[START OF Supplied material]
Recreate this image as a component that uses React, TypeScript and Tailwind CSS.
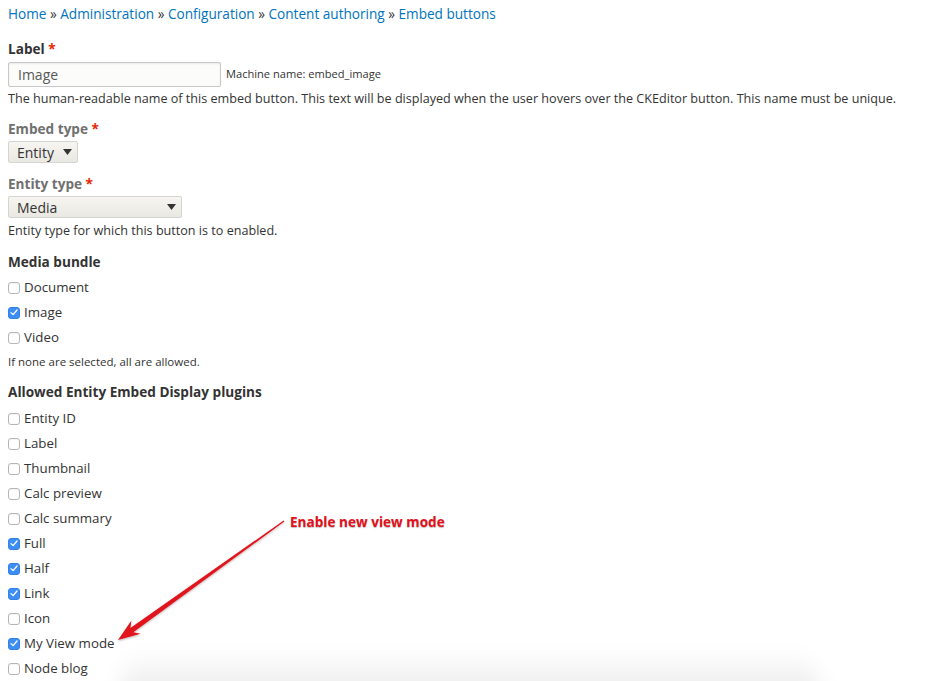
import React from "react";

const font = { fontFamily: '"Open Sans", "Noto Sans", sans-serif' };

function Checkbox({ checked }: { checked: boolean }) {
  return checked ? (
    <span className="inline-flex items-center justify-center w-[12px] h-[12px] rounded-[3px] bg-[#3d8ef4] border border-[#3582e6]">
      <svg width="8" height="7" viewBox="0 0 8 7">
        <path d="M1 3.6 L3.1 5.6 L7 1" stroke="white" strokeWidth="1.3" fill="none" strokeLinecap="round" strokeLinejoin="round" />
      </svg>
    </span>
  ) : (
    <span className="inline-block w-[12px] h-[12px] rounded-[3px] bg-white border border-[#b5b5b5] shadow-[inset_0_1px_1px_rgba(0,0,0,0.05)]" />
  );
}

function Row({ label, checked }: { label: string; checked?: boolean }) {
  return (
    <div className="h-[25px] flex items-center gap-[4px]">
      <Checkbox checked={!!checked} />
      <span className="text-[13.3px] text-[#333]">{label}</span>
    </div>
  );
}

function Caret() {
  return (
    <svg width="9" height="6" viewBox="0 0 9 6">
      <path d="M0 0 H9 L4.5 6 Z" fill="#333" />
    </svg>
  );
}

export default function App() {
  const crumbs = ["Home", "Administration", "Configuration", "Content authoring", "Embed buttons"];
  const plugins: [string, boolean][] = [
    ["Entity ID", false],
    ["Label", false],
    ["Thumbnail", false],
    ["Calc preview", false],
    ["Calc summary", false],
    ["Full", true],
    ["Half", true],
    ["Link", true],
    ["Icon", false],
    ["My View mode", true],
    ["Node blog", false],
  ];
  return (
    <div className="relative w-full h-[681px] overflow-hidden bg-white" style={font}>
      <div className="px-2 pt-1 text-[#333]">
        <div className="h-5 leading-5 text-[13.6px] text-[#0074bd]">
          {crumbs.map((c, i) => (
            <span key={c}>
              {i > 0 && <span className="text-[#333]"> » </span>}
              <span>{c}</span>
            </span>
          ))}
        </div>

        <div className="mt-[15px] h-5 leading-5 text-[13.6px] font-bold text-[#333]">
          Label <span className="text-[#e62600]">*</span>
        </div>
        <div className="mt-[3px] flex items-center">
          <div className="w-[213px] h-[25px] border border-[#c8c8c8] rounded-[2px] bg-[#fcfcfa] shadow-[inset_0_1px_2px_rgba(0,0,0,0.08)] flex items-center pl-[9px] text-[14px] text-[#595959]">
            Image
          </div>
          <span className="ml-[5px] text-[11.1px] text-[#333]">Machine name: embed_image</span>
        </div>
        <div className="mt-[4px] h-4 leading-4 text-[12.6px] text-[#333] whitespace-nowrap">
          The human-readable name of this embed button. This text will be displayed when the user hovers over the CKEditor button. This name must be unique.
        </div>

        <div className="mt-3 h-5 leading-5 text-[13.6px] font-bold text-[#707070]">
          Embed type <span className="text-[#e62600]">*</span>
        </div>
        <div className="mt-[2px] w-[70px] h-[22px] border border-[#d4d4d0] rounded-[2px] bg-gradient-to-b from-[#f6f5f1] to-[#e9e8e2] flex items-center justify-between pl-[8px] pr-[5px] text-[14px] text-[#333]">
          <span>Entity</span>
          <Caret />
        </div>

        <div className="mt-[11px] h-5 leading-5 text-[13.6px] font-bold text-[#707070]">
          Entity type <span className="text-[#e62600]">*</span>
        </div>
        <div className="mt-[2px] w-[174px] h-[22px] border border-[#d4d4d0] rounded-[2px] bg-gradient-to-b from-[#f6f5f1] to-[#e9e8e2] flex items-center justify-between pl-[8px] pr-[5px] text-[14px] text-[#333]">
          <span>Media</span>
          <Caret />
        </div>
        <div className="mt-[5px] h-4 leading-4 text-[12.6px] text-[#333]">
          Entity type for which this button is to enabled.
        </div>

        <div className="mt-[13px] h-5 leading-5 text-[13.6px] font-bold text-[#333]">Media bundle</div>
        <div className="mt-[3px]">
          <Row label="Document" />
          <Row label="Image" checked />
          <Row label="Video" />
        </div>
        <div className="mt-[4px] h-4 leading-4 text-[11.5px] text-[#333]">If none are selected, all are allowed.</div>

        <div className="mt-3 h-5 leading-5 text-[13.6px] font-bold text-[#333]">Allowed Entity Embed Display plugins</div>
        <div className="mt-[4px]">
          {plugins.map(([l, c]) => (
            <Row key={l} label={l} checked={c} />
          ))}
        </div>
      </div>

      {/* bottom shadow */}
      <div className="absolute left-[120px] w-[700px] top-[650px] h-[50px] bg-gradient-to-b from-[rgba(0,0,0,0)] to-[rgba(0,0,0,0.09)] blur-[10px] rounded-t-[40px]" />

      {/* annotation */}
      <div className="absolute left-[290px] top-[512px] text-[13.6px] font-bold text-[#e3101b] leading-5 [text-shadow:0_1px_1px_rgba(0,0,0,0.25)]">
        Enable new view mode
      </div>
      <svg className="absolute left-0 top-0" width="942" height="681" viewBox="0 0 942 681">
        <defs>
          <filter id="sh" x="-10%" y="-10%" width="120%" height="120%">
            <feDropShadow dx="0" dy="1" stdDeviation="0.8" floodColor="#000" floodOpacity="0.3" />
          </filter>
        </defs>
        <polygon
          filter="url(#sh)"
          fill="#e0141f"
          points="118,640 140.6,633.8 133.3,632.2 284.35,521.5 283.65,520.5 130.4,628.1 131.3,620.7"
        />
      </svg>
    </div>
  );
}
[END OF Supplied material]
Transcribe the whole listing exactly. Pictures stay out of your copy.

Recreate this image as a component that uses React, TypeScript and Tailwind CSS.
import React from "react";

const font = { fontFamily: '"Open Sans", "Noto Sans", sans-serif' };

function Checkbox({ checked }: { checked: boolean }) {
  return checked ? (
    <span className="inline-flex items-center justify-center w-[12px] h-[12px] rounded-[3px] bg-[#3d8ef4] border border-[#3582e6]">
      <svg width="8" height="7" viewBox="0 0 8 7">
        <path d="M1 3.6 L3.1 5.6 L7 1" stroke="white" strokeWidth="1.3" fill="none" strokeLinecap="round" strokeLinejoin="round" />
      </svg>
    </span>
  ) : (
    <span className="inline-block w-[12px] h-[12px] rounded-[3px] bg-white border border-[#b5b5b5] shadow-[inset_0_1px_1px_rgba(0,0,0,0.05)]" />
  );
}

function Row({ label, checked }: { label: string; checked?: boolean }) {
  return (
    <div className="h-[25px] flex items-center gap-[4px]">
      <Checkbox checked={!!checked} />
      <span className="text-[13.3px] text-[#333]">{label}</span>
    </div>
  );
}

function Caret() {
  return (
    <svg width="9" height="6" viewBox="0 0 9 6">
      <path d="M0 0 H9 L4.5 6 Z" fill="#333" />
    </svg>
  );
}

export default function App() {
  const crumbs = ["Home", "Administration", "Configuration", "Content authoring", "Embed buttons"];
  const plugins: [string, boolean][] = [
    ["Entity ID", false],
    ["Label", false],
    ["Thumbnail", false],
    ["Calc preview", false],
    ["Calc summary", false],
    ["Full", true],
    ["Half", true],
    ["Link", true],
    ["Icon", false],
    ["My View mode", true],
    ["Node blog", false],
  ];
  return (
    <div className="relative w-full h-[681px] overflow-hidden bg-white" style={font}>
      <div className="px-2 pt-1 text-[#333]">
        <div className="h-5 leading-5 text-[13.6px] text-[#0074bd]">
          {crumbs.map((c, i) => (
            <span key={c}>
              {i > 0 && <span className="text-[#333]"> » </span>}
              <span>{c}</span>
            </span>
          ))}
        </div>

        <div className="mt-[15px] h-5 leading-5 text-[13.6px] font-bold text-[#333]">
          Label <span className="text-[#e62600]">*</span>
        </div>
        <div className="mt-[3px] flex items-center">
          <div className="w-[213px] h-[25px] border border-[#c8c8c8] rounded-[2px] bg-[#fcfcfa] shadow-[inset_0_1px_2px_rgba(0,0,0,0.08)] flex items-center pl-[9px] text-[14px] text-[#595959]">
            Image
          </div>
          <span className="ml-[5px] text-[11.1px] text-[#333]">Machine name: embed_image</span>
        </div>
        <div className="mt-[4px] h-4 leading-4 text-[12.6px] text-[#333] whitespace-nowrap">
          The human-readable name of this embed button. This text will be displayed when the user hovers over the CKEditor button. This name must be unique.
        </div>

        <div className="mt-3 h-5 leading-5 text-[13.6px] font-bold text-[#707070]">
          Embed type <span className="text-[#e62600]">*</span>
        </div>
        <div className="mt-[2px] w-[70px] h-[22px] border border-[#d4d4d0] rounded-[2px] bg-gradient-to-b from-[#f6f5f1] to-[#e9e8e2] flex items-center justify-between pl-[8px] pr-[5px] text-[14px] text-[#333]">
          <span>Entity</span>
          <Caret />
        </div>

        <div className="mt-[11px] h-5 leading-5 text-[13.6px] font-bold text-[#707070]">
          Entity type <span className="text-[#e62600]">*</span>
        </div>
        <div className="mt-[2px] w-[174px] h-[22px] border border-[#d4d4d0] rounded-[2px] bg-gradient-to-b from-[#f6f5f1] to-[#e9e8e2] flex items-center justify-between pl-[8px] pr-[5px] text-[14px] text-[#333]">
          <span>Media</span>
          <Caret />
        </div>
        <div className="mt-[5px] h-4 leading-4 text-[12.6px] text-[#333]">
          Entity type for which this button is to enabled.
        </div>

        <div className="mt-[13px] h-5 leading-5 text-[13.6px] font-bold text-[#333]">Media bundle</div>
        <div className="mt-[3px]">
          <Row label="Document" />
          <Row label="Image" checked />
          <Row label="Video" />
        </div>
        <div className="mt-[4px] h-4 leading-4 text-[11.5px] text-[#333]">If none are selected, all are allowed.</div>

        <div className="mt-3 h-5 leading-5 text-[13.6px] font-bold text-[#333]">Allowed Entity Embed Display plugins</div>
        <div className="mt-[4px]">
          {plugins.map(([l, c]) => (
            <Row key={l} label={l} checked={c} />
          ))}
        </div>
      </div>

      {/* bottom shadow */}
      <div className="absolute left-[120px] w-[700px] top-[650px] h-[50px] bg-gradient-to-b from-[rgba(0,0,0,0)] to-[rgba(0,0,0,0.09)] blur-[10px] rounded-t-[40px]" />

      {/* annotation */}
      <div className="absolute left-[290px] top-[512px] text-[13.6px] font-bold text-[#e3101b] leading-5 [text-shadow:0_1px_1px_rgba(0,0,0,0.25)]">
        Enable new view mode
      </div>
      <svg className="absolute left-0 top-0" width="942" height="681" viewBox="0 0 942 681">
        <defs>
          <filter id="sh" x="-10%" y="-10%" width="120%" height="120%">
            <feDropShadow dx="0" dy="1" stdDeviation="0.8" floodColor="#000" floodOpacity="0.3" />
          </filter>
        </defs>
        <polygon
          filter="url(#sh)"
          fill="#e0141f"
          points="118,640 140.6,633.8 133.3,632.2 284.35,521.5 283.65,520.5 130.4,628.1 131.3,620.7"
        />
      </svg>
    </div>
  );
}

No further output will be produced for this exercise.